Tuesday 4th July Our next educational field trip, entitled “Cullykhan from the Sea” was by water. We sailed east from Macduff, enjoying the wonderful cliff scenery. The clue to so much of our county’s history is the sea, and encountering it from the sea was an eye-opener. The key point of the outing was to see Cullykhan from the sea, as we had heard a talk on it, seen it from the land, and the Club has now published a book on Cullykhan. Frankly, in that coast with few points where anyone could land, you had to look hard for Cullykhan. The Field Club’s interests are not merely historic, and we saw sea-birds galore. The boat went very close in, and there they were, thousands in rows on the cliff face or floating in the water beside us. It was an utterly memorable outing. There was no high tea, but some came back to a picnic in my dining room with the Chevalier de Johnstone and the Spirit of Banff (two un-nerving costume dummies from the Banff Museum).
September 9th Our speaker was Dr Douglas Lockhart, on “Benevolence and Bazaars”. He took us, from covered markets in Persia, through the ‘Caledonian Bazaar’ (1833 in Edinburgh) which included a museum, to bazaars as events, which by 1840 were a staple device for fund-raising, suitable for ladies and patronised by the gentry. By the 1860s local militias regularly were funded by bazaars. By the 1870s there were professional designers of bazaars. A bazaar would have a special theme, like ‘Khartoum in Kirkcaldy’ (honouring General Gordon). Bazaars boomed - 58 mentioned in the Banffshire Journal in 1907 alone – and raised what were for the time vast sums. ‘Bazaar Books’ are collectibles. They fell off after the First World War. The talk was very professionally illustrated and Dr Lockhart showed his mastery of the field even further in answering questions. The whole topic showed itself full of entrancing detail.
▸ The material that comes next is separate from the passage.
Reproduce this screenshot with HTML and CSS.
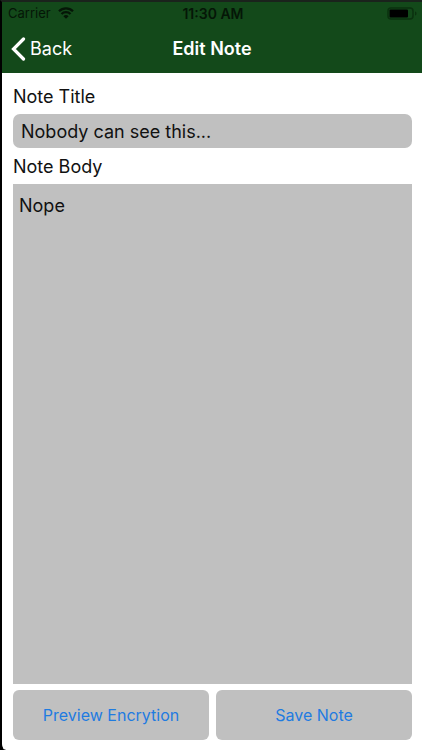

 October 14th Our speaker was Maggie Craig, well-known for her books on the Jacobites. Her topic was Henrietta (“Hetty”) Tayler, who with her brother Alistair was a renowned North-East historian. Descended from the Duffs, they wrote The Book of the Duffs. Maggie had written Henrietta Tayler: Scottish Jacobite Historian and First World War Nurse. The talk told how this quiet scholarly single lady of 40 went to nurse in field hospitals in the Great War, first on the Western Front then in Italy. Maggie had very apt illustrations, is an accomplished speaker, and obviously loved Hetty. The talk would be interesting to any group, but to the Field Club, to hear about a completely other side of someone whose natural home was the archives of North-East castles, whose writings are among our own publications (she actually addressed this Club in 1929) and whose handwriting I have on file, it was marvellous. And Maggie enjoyed the questions because they brought new facts to what she knew already.

November 11th Our speakers were Margaret Woodward and Charlotte Smith of the Elgin Writers’ Group. Their talk was entitled “An Adventure in Local Writing”. Margaret first told her own story of writing a novel Kilbaddie’s Bonnie Quine, which no publisher would handle because it was too Doric, even though it won the Constable Prize. So she published it herself. She took us usefully through the trials and pitfalls of self-publishing. It can be done. Charlotte had made up a story that made her family laugh, and gone on from there, through on-line forums to on-line publishing of her fantasy May-hem: a foul tale. She introduced us to ways of making contact with other writers and readers online. There are places where you can share your books for free, and find many readers. These were, as was said in the vote of thanks, two strong determined ladies creating their own success. We learned a lot.

The December talk was cancelled because of snow. (The speaker came back in February 2018 – see next year’s report).